--- Start ---
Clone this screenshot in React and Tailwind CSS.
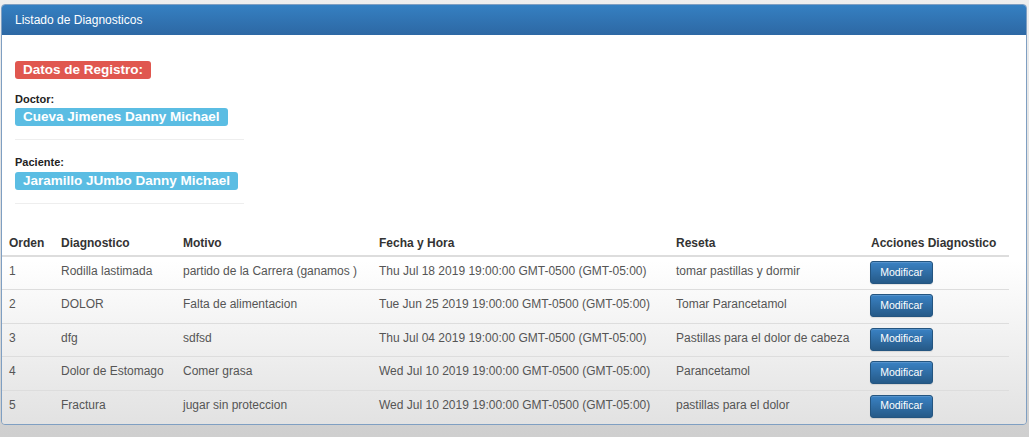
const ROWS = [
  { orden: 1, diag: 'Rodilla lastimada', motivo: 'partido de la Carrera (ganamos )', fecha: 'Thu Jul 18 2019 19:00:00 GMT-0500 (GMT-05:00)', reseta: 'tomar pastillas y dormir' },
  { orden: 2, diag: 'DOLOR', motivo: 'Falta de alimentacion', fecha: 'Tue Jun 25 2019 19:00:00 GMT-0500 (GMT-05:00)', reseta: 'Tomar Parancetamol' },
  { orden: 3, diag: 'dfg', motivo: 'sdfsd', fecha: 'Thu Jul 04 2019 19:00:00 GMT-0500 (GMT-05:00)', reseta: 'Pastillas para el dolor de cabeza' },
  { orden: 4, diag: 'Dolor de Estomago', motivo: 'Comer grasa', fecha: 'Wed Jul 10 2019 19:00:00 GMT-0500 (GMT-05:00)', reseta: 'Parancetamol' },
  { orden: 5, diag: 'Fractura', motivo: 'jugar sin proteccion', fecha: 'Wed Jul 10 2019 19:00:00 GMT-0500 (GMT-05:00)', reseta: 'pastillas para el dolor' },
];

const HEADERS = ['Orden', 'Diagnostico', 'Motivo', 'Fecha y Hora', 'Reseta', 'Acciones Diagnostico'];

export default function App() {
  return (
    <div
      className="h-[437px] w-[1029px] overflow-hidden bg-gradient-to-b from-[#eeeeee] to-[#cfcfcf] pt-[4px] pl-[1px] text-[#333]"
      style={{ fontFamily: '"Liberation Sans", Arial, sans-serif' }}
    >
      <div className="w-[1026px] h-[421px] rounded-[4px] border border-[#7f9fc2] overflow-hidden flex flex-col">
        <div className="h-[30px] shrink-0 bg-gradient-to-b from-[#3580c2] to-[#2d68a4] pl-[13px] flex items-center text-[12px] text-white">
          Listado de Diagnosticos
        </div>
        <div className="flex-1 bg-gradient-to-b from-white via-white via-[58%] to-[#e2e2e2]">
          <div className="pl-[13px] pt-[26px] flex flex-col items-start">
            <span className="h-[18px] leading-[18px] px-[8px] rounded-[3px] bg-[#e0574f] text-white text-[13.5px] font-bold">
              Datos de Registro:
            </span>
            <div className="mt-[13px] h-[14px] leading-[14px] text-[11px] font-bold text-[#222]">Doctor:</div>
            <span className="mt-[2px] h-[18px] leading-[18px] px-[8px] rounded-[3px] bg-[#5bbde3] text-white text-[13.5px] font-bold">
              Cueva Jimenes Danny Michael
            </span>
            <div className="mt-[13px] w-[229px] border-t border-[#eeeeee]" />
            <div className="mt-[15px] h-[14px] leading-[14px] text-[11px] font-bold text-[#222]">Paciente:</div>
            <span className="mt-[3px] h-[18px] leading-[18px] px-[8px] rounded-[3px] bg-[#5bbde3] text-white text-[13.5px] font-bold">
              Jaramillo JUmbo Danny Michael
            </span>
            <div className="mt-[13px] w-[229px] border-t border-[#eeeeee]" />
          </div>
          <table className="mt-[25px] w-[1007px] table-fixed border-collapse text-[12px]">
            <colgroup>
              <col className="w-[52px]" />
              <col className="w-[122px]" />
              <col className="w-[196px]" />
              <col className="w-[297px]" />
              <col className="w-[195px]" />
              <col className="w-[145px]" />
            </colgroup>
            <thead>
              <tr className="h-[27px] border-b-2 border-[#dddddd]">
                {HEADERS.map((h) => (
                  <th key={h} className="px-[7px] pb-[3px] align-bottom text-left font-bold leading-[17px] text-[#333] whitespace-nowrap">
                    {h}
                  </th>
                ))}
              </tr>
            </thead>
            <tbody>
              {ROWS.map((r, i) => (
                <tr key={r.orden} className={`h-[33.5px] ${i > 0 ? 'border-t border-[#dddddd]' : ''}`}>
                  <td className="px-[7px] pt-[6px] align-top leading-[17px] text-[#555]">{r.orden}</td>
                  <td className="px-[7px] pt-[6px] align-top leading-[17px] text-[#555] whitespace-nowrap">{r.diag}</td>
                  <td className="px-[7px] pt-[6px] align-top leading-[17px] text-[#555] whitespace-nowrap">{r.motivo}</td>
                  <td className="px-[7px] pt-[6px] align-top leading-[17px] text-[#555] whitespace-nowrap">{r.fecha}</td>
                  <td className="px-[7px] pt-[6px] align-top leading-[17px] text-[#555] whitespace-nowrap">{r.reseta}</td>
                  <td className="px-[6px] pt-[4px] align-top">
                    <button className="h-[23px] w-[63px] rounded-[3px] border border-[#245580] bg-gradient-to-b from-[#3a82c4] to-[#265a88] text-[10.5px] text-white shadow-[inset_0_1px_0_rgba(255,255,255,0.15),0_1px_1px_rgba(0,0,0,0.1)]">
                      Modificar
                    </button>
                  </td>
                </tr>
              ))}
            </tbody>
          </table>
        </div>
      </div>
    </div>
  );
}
--- End ---
> **EXERCISE INSTRUCTIONS**:
Would you reproduce the lines above, from the very first through the line containing "const HEADERS = ['Orden', 'Diagnostico', 'Motivo', 'Fecha", exactly and without the pictures?

> **TASK RESPONSE**:
Clone this screenshot in React and Tailwind CSS.
const ROWS = [
  { orden: 1, diag: 'Rodilla lastimada', motivo: 'partido de la Carrera (ganamos )', fecha: 'Thu Jul 18 2019 19:00:00 GMT-0500 (GMT-05:00)', reseta: 'tomar pastillas y dormir' },
  { orden: 2, diag: 'DOLOR', motivo: 'Falta de alimentacion', fecha: 'Tue Jun 25 2019 19:00:00 GMT-0500 (GMT-05:00)', reseta: 'Tomar Parancetamol' },
  { orden: 3, diag: 'dfg', motivo: 'sdfsd', fecha: 'Thu Jul 04 2019 19:00:00 GMT-0500 (GMT-05:00)', reseta: 'Pastillas para el dolor de cabeza' },
  { orden: 4, diag: 'Dolor de Estomago', motivo: 'Comer grasa', fecha: 'Wed Jul 10 2019 19:00:00 GMT-0500 (GMT-05:00)', reseta: 'Parancetamol' },
  { orden: 5, diag: 'Fractura', motivo: 'jugar sin proteccion', fecha: 'Wed Jul 10 2019 19:00:00 GMT-0500 (GMT-05:00)', reseta: 'pastillas para el dolor' },
];

const HEADERS = ['Orden', 'Diagnostico', 'Motivo', 'Fecha y Hora', 'Reseta', 'Acciones Diagnostico'];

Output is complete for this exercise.